1. In the first place, there are two altars, both erected pro salute et in columitate Marci Aufidii Maximi, dedicated Deæ Suli. In a published engraving of one of these altars, the word Suli appears Sulin. But this is an error. There is no sign of any thing after Suli, nor any appearance of any other letter having ever appeared there.

2. A sepulchral stone, found in 1795, commemorates Cains Calpurnius receptus sacerdos Deæ Sulis, a recognised priest of the goddess Sul. He died at the age of seventy-five, and it was placed to his memory by Calpurnia Trifosa Threpte, his wife.

3. It appears that this British goddess Sul became united with Minerva, forming a hybrid Divinity, who appears as Sulminerva in two of our inscriptions. They are both on votive altars in the first of which she appears alone: Dea Suliminervæ Sulinus Maturi Filius V. S. L. M. The other is inscribed Deæ Suli Min. et Numin. Augg., and was erected by C. Curiatius Saturninus.

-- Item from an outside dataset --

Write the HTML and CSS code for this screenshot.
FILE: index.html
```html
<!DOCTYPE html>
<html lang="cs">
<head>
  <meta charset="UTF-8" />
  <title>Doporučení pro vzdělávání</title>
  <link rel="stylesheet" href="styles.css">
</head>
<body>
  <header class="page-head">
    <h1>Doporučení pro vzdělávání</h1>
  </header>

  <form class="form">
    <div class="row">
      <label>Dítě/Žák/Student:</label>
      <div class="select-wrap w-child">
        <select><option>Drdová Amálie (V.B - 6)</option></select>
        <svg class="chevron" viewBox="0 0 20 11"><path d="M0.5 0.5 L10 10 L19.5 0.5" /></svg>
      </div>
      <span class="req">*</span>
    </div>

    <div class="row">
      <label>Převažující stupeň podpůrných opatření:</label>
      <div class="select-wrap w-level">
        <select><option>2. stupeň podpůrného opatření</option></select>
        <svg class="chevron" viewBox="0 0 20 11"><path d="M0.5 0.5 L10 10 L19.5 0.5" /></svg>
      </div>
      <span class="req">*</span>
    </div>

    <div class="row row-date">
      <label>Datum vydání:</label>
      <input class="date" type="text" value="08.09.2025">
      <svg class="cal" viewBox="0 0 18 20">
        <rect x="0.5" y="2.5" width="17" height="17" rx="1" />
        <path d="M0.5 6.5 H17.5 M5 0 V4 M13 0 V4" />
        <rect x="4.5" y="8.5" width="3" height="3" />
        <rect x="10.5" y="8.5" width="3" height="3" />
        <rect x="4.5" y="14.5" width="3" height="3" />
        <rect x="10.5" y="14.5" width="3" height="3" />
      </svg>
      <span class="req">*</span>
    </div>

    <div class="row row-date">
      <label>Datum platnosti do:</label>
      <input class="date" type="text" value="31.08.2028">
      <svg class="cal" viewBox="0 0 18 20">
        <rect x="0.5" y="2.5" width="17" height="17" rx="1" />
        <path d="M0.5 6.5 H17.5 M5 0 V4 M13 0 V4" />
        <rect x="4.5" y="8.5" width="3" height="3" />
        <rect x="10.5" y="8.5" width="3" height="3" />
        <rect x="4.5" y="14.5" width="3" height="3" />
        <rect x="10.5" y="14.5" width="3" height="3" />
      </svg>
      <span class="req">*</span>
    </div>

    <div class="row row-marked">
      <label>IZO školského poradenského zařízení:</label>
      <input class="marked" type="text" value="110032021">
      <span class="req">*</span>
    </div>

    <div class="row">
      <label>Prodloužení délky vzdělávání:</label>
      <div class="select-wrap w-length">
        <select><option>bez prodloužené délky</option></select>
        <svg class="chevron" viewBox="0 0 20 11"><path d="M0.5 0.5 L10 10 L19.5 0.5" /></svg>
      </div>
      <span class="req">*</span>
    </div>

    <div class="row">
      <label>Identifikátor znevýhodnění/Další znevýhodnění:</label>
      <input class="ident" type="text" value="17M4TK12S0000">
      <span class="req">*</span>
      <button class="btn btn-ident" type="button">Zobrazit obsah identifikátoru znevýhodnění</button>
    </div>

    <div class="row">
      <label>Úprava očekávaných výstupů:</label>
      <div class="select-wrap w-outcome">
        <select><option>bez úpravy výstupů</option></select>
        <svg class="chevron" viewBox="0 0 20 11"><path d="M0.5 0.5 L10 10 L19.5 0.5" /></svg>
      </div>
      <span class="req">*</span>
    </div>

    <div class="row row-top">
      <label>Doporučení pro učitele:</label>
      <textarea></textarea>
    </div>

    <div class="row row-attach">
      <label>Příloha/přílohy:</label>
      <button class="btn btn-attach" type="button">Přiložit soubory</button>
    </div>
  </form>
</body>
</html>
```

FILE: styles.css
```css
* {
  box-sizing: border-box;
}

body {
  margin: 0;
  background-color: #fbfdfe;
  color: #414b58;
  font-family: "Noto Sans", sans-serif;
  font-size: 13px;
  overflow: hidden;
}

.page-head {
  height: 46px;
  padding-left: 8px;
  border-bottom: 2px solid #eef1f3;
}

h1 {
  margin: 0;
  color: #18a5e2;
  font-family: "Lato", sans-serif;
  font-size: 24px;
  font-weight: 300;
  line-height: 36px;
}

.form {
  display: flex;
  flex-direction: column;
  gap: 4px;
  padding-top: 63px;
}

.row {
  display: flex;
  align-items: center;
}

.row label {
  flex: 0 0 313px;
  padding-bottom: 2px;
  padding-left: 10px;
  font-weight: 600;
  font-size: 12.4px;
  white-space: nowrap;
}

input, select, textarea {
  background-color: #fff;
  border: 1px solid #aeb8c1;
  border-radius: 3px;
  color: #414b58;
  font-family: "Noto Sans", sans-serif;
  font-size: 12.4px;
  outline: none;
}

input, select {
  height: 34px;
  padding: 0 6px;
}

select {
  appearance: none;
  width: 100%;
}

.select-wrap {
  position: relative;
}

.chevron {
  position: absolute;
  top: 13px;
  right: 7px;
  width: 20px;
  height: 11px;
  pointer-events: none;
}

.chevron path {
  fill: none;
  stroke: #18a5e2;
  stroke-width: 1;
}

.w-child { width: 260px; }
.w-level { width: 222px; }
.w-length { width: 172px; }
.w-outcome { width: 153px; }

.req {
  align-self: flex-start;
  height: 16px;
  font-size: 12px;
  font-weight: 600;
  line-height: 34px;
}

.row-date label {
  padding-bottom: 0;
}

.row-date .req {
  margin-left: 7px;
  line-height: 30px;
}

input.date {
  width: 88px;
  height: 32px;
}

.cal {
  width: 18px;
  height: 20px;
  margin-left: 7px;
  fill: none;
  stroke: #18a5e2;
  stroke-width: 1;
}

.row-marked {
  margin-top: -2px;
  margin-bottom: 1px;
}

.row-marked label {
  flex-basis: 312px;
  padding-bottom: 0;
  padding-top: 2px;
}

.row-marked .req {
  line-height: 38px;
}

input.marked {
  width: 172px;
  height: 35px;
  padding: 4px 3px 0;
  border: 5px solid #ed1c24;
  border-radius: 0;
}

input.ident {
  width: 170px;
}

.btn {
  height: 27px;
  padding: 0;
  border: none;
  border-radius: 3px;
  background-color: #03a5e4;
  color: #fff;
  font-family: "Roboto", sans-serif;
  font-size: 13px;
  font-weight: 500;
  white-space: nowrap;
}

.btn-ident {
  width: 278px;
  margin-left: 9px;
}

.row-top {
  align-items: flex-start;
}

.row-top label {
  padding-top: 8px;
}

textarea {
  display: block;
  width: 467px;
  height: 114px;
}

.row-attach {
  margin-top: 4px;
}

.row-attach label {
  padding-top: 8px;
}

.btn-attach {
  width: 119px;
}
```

4. There is the fragment of an inscription which formerly appeared in the front of some edifice

C PROTACI ..... DEAE SVLIS M... which Mr. Lysons reads as indicating that C. Protacius restored some temple which was sacred to the Sul Minerva.

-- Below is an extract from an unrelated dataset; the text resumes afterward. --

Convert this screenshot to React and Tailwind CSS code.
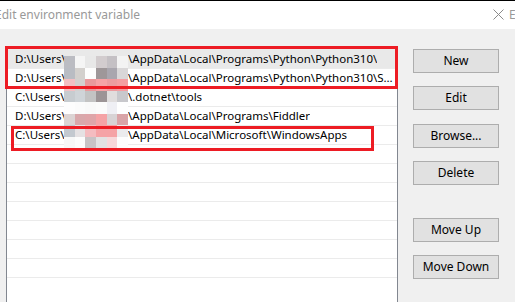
import React from 'react';

// pixelated username block, row by row
const MOSAIC = [
    ['#bbbcc2', '#f5f5f5', '#e8e8e8', '#d2ccce', '#c4c0c4', '#f3f3f3'],
    ['#b9bcc3', '#d3d0cd', '#fdfdfd', '#9e9799', '#a9a6ae', '#d9d7d8'],
    ['#f2c0c4', '#d3d0cf', '#e9999c', '#f5a3a6', '#ec9ca0', '#f49ea2'],
    ['#c7ccd0', '#cfd4d8', '#c3c3c3', '#9c9496', '#e0dddd', '#c8c8cc'],
    ['#fdfdfd', '#fbfbfb', '#f9f9f9', '#fbfbfb', '#efeff4', '#fefefe'],
    ['#dcd4d4', '#d9a8ab', '#dfa5a9', '#f5a3a6', '#d8d3d5', '#d9a4a8'],
    ['#c3c8cf', '#e5e1e3', '#f4bcc0', '#f5a3a6', '#f5a3a6', '#ebebed'],
    ['#f7f7f7', '#fcfcfc', '#c8c3c5', '#e2e2e2', '#f7d8da', '#fdfdfd'],
];

const ROWS = [
    { drive: 'D:\\Users\\', rest: '\\AppData\\Local\\Programs\\Python\\Python310\\', selected: true },
    { drive: 'D:\\Users\\', rest: '\\AppData\\Local\\Programs\\Python\\Python310\\Scripts\\' },
    { drive: 'C:\\Users\\', rest: '\\.dotnet\\tools' },
    { drive: 'D:\\Users\\', rest: '\\AppData\\Local\\Programs\\Fiddler' },
    { drive: 'C:\\Users\\', rest: '\\AppData\\Local\\Microsoft\\WindowsApps' },
];

function PathRow({ drive, rest, selected }) {
    return (
        <div className={`h-[19px] border-t border-[#ebebeb] flex items-center pl-[8px] pr-[3px] whitespace-nowrap text-[11.5px] ${selected ? 'bg-[#e9e9e9]' : ''}`}>
            <span className="w-[113px] shrink-0 overflow-hidden">{drive}</span>
            <span className="min-w-0 overflow-hidden text-ellipsis">{rest}</span>
        </div>
    );
}

function Btn({ label, className = '' }) {
    return (
        <div className={`h-[24px] w-[86px] bg-[#e1e1e1] border border-[#adadad] flex items-center justify-center text-black ${className}`}>
            {label}
        </div>
    );
}

export default function App() {
    return (
        <div className="w-[515px] h-[302px] overflow-hidden relative bg-[#f0f0f0] border-t border-black text-[12px] text-black" style={{ fontFamily: '"Segoe UI", "Noto Sans", sans-serif' }}>
            {/* title bar */}
            <div className="h-[28px] bg-white relative">
                <span className="absolute left-[-5px] top-[5px] text-[#999999] whitespace-nowrap">Edit environment variable</span>
                <svg className="absolute left-[493px] top-[8px]" width="11" height="11" viewBox="0 0 11 11">
                    <path d="M0.5 0.5 L10.5 10.5 M10.5 0.5 L0.5 10.5" stroke="#8a8a8a" strokeWidth="1" fill="none" />
                </svg>
                <span className="absolute left-[509px] top-[5px] text-[#999999]">E</span>
            </div>

            <div className="flex pt-[19px] pl-[6px]">
                {/* list */}
                <div className="w-[392px] h-[260px] bg-white border border-[#828790] shrink-0">
                    {ROWS.map((r, i) => <PathRow key={i} {...r} />)}
                    {Array.from({ length: 8 }).map((_, i) => (
                        <div key={`e${i}`} className="h-[19px] border-t border-[#ebebeb]" />
                    ))}
                </div>

                {/* buttons */}
                <div className="ml-[15px] flex flex-col pt-[1px]">
                    <Btn label="New" />
                    <Btn label="Edit" className="mt-[13px]" />
                    <Btn label="Browse..." className="mt-[14px]" />
                    <Btn label="Delete" className="mt-[13px]" />
                    <Btn label="Move Up" className="mt-[33px]" />
                    <Btn label="Move Down" className="mt-[13px]" />
                </div>
            </div>

            {/* pixelated username */}
            <div className="absolute left-[64px] top-[55px] w-[64px] h-[92px] grid grid-cols-6 grid-rows-8">
                {MOSAIC.flat().map((c, i) => <div key={i} style={{ backgroundColor: c }} />)}
            </div>

            {/* red annotation boxes */}
            <div className="absolute left-[5px] top-[45px] w-[393px] h-[43px] border-[3px] border-[#ed1c24]" />
            <div className="absolute left-[11px] top-[125px] w-[363px] h-[25px] border-[3px] border-[#ed1c24]" />
        </div>
    );
}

5. Lastly, there is an altar dedicated to the Suleva: Sulevis Sulinus Scultor Bruceti filius sacrum F. L. M. Then Suleve may be presumed to be the nymph, and the vicinity of those springs peculiarly placed under the presidency of Sul.

It may be noticed, that the name of a hill in the neighbourhood, called Little Salisbury, appears to be connected etymologically with this British Divinity. I shall only add that the numerous altars and inscriptions, the sculptures, and especially the fine remains of the portico of the Temple of Minerva, which have been preserved for many years with a laudable care, by the Corporation of this City, in a depository appropriated to the purpose, have lately been removed to the Literary and Scientific Institution. The more remarkable of these remains may now be seen in the vestibule and passages of that edifice, and the rest in a room below. JOSEPH HUNTER.